I am using RAMPS 1.3, when I set the extruder to hot, the LED on the RAMPS board switches on, so I expected this would be the same when I power up the heated bed, but there was no light even though it measures 12V (11.86V) from the power terminal (D8) ... I cannot be sure whether there is not enough AMP from the PSU as I don't think there is a (affordable) multimeter out there can measure currents above 10A... How can I make sure the leads coming from my PSU is giving enough amps??

Many thanks.
Adrian
Re: PSU for heated bed
January 05, 2012 03:37PM
At room temperature the thermistor should be over 100k.
1.8 Ohms is a short (as you suspected).


Bob Morrison
Wörth am Rhein, Germany
"Luke, use the source!"
BLOG - PHOTOS - Thingiverse
Re: PSU for heated bed
January 06, 2012 12:58AM
I have had the the thermistor spike to 375C also. It must be something with the thermistor because if you jiggle it around a little it should go back to reading the correct temperature.
Re: PSU for heated bed
January 06, 2012 07:32AM
oh.. 357C actually... I switched the pin heads for the headed bed thermistor with hot end thermistor and it reads the correct temperature, so I'm sure it is not the pins setting or thermistor table error, so must be a short somewhere touching the aluminium board.

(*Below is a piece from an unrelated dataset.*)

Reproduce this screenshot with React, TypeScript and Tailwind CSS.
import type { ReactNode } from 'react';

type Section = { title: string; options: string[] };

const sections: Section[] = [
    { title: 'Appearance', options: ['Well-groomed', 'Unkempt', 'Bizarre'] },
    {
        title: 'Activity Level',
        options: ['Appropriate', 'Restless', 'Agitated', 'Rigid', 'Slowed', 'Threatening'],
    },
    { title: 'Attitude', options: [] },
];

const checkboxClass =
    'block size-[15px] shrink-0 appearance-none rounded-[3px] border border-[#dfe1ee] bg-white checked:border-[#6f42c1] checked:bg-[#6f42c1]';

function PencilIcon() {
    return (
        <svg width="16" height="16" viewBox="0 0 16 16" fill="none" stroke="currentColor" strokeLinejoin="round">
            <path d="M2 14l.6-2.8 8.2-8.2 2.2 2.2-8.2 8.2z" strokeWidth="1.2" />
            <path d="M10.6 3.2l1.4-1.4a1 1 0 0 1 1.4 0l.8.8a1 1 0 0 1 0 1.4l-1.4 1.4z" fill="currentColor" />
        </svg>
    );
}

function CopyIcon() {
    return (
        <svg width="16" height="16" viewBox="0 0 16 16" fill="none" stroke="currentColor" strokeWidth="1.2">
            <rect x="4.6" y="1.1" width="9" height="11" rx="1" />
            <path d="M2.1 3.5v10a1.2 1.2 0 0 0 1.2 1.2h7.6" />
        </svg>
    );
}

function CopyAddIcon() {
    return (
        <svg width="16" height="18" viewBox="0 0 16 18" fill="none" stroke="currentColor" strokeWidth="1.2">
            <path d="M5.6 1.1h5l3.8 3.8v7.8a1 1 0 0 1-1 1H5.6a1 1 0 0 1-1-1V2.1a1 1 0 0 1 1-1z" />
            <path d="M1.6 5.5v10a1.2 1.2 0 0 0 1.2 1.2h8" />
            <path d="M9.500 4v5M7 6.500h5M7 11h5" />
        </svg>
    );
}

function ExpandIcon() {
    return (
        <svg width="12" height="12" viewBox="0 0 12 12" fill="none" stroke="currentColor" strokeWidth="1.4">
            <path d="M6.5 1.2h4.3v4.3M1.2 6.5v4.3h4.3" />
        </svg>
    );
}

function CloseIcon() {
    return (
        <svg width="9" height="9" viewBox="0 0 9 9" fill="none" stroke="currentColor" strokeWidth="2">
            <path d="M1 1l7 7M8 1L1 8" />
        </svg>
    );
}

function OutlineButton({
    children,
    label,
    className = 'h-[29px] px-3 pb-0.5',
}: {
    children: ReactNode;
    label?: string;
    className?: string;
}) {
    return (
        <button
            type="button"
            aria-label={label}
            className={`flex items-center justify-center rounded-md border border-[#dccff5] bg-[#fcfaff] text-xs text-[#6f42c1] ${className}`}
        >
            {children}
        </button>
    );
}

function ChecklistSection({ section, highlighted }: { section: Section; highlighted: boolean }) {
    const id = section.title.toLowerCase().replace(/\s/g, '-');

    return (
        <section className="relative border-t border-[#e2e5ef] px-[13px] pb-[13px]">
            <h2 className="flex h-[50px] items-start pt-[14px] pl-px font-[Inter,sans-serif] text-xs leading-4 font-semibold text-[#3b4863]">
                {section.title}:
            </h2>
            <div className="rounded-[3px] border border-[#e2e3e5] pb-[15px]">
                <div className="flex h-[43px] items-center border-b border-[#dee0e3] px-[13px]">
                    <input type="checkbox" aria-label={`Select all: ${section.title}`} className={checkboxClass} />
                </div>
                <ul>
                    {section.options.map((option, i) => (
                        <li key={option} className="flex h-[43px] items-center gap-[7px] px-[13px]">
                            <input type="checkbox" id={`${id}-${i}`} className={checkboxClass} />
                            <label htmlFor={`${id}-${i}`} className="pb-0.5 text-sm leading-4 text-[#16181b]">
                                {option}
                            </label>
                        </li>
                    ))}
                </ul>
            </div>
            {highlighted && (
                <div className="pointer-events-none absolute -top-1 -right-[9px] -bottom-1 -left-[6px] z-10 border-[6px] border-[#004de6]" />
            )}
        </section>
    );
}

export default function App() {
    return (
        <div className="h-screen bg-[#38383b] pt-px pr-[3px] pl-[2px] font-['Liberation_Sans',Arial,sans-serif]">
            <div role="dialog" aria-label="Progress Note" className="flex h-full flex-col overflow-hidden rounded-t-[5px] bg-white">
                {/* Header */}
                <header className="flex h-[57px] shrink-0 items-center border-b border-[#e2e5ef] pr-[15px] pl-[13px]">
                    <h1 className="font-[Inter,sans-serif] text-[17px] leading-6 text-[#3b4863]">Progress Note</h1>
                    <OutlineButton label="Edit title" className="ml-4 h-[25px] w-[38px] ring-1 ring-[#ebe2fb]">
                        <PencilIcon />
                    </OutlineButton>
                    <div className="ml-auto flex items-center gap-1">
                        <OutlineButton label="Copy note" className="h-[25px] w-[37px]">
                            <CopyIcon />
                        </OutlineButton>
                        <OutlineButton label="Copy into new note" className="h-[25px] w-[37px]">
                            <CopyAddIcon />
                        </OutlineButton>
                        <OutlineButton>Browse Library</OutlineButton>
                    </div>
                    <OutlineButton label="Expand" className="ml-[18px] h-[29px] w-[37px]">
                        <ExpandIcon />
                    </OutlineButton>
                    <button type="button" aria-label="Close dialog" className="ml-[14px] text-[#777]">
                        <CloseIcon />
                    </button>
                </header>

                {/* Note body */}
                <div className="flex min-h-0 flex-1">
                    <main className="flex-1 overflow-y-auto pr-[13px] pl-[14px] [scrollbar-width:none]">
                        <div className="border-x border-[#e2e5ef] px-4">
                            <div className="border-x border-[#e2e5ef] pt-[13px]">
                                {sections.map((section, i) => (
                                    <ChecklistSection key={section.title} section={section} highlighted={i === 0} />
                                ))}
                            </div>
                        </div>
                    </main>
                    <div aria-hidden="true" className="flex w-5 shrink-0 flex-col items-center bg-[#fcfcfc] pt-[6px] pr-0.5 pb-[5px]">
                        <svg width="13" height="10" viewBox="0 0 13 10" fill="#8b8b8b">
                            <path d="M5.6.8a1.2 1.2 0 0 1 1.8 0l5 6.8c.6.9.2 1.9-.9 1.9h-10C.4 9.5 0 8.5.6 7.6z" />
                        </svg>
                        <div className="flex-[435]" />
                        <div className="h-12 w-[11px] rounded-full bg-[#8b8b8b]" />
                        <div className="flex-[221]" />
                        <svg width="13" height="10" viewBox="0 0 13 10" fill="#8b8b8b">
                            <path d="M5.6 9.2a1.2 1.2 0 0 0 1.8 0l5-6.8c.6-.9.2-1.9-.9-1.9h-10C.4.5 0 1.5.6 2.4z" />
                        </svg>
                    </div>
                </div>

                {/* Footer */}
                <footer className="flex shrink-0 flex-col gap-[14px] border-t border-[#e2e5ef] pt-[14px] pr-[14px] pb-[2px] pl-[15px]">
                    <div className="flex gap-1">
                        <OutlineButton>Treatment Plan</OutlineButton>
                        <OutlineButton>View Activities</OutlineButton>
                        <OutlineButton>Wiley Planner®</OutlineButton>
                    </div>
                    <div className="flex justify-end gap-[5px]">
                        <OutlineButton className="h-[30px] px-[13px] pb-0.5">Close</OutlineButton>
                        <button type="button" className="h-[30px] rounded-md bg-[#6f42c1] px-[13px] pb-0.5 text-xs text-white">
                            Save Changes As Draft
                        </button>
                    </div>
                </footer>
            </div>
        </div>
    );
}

As with the PSU, I am using a 450W PC power supply, so I'm sure that is powerful enough. However, if it is drawing so much current from the PSU, Adrian suggested to use FAT wires to connect to the heated bed, is it necessary to replace the thinner wires coming from the PSU to fatter one too?

Thanks
Re: PSU for heated bed
January 06, 2012 08:56AM
You could do, or use 3 or four yellow and black wires tied together. I think the wires from PC PSU's should be 36/0.2 but on a cheap one I am using they are only 36/0.15. A big difference when you realise it is a square law!

Also any voltage drop in the wiring has a big effect on the heat because that is also a square law.

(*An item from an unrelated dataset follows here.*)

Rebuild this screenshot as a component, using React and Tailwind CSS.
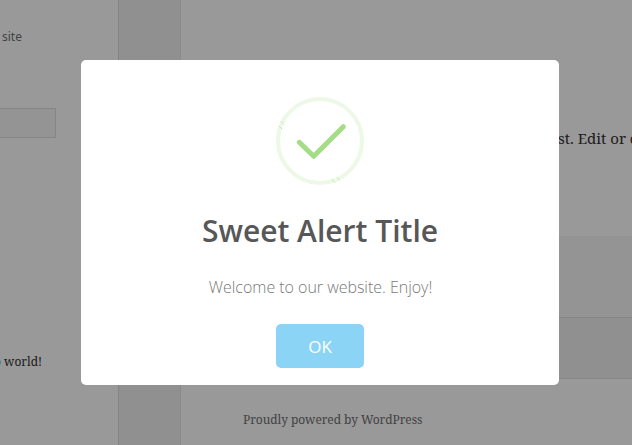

[www.hydraraptor.blogspot.com]
Re: PSU for heated bed
January 06, 2012 11:06AM
The 12V wires from a PC PSU are 18 AWG ( e.g 24/0.2) officially rated 6A per conductor, or 72W. So using two should be ok up to 140W. They seem a bit light but should be OK for short runs.

The current ratings for wires seem to be mainly rated to the temperature rise, and are designed to prevent the insulation overheating. If you have wires packed in a bundle in a conduit in a high ambient then you need to derate the current rating a lot. Conversely, with a single wire in free air you can get away with exceeding the nominal rating.

For single wire maybe go up to 1.5 mm^2, e.g. 32/0.25. Either way, best to keep the wires short as possible. You either waste power or money.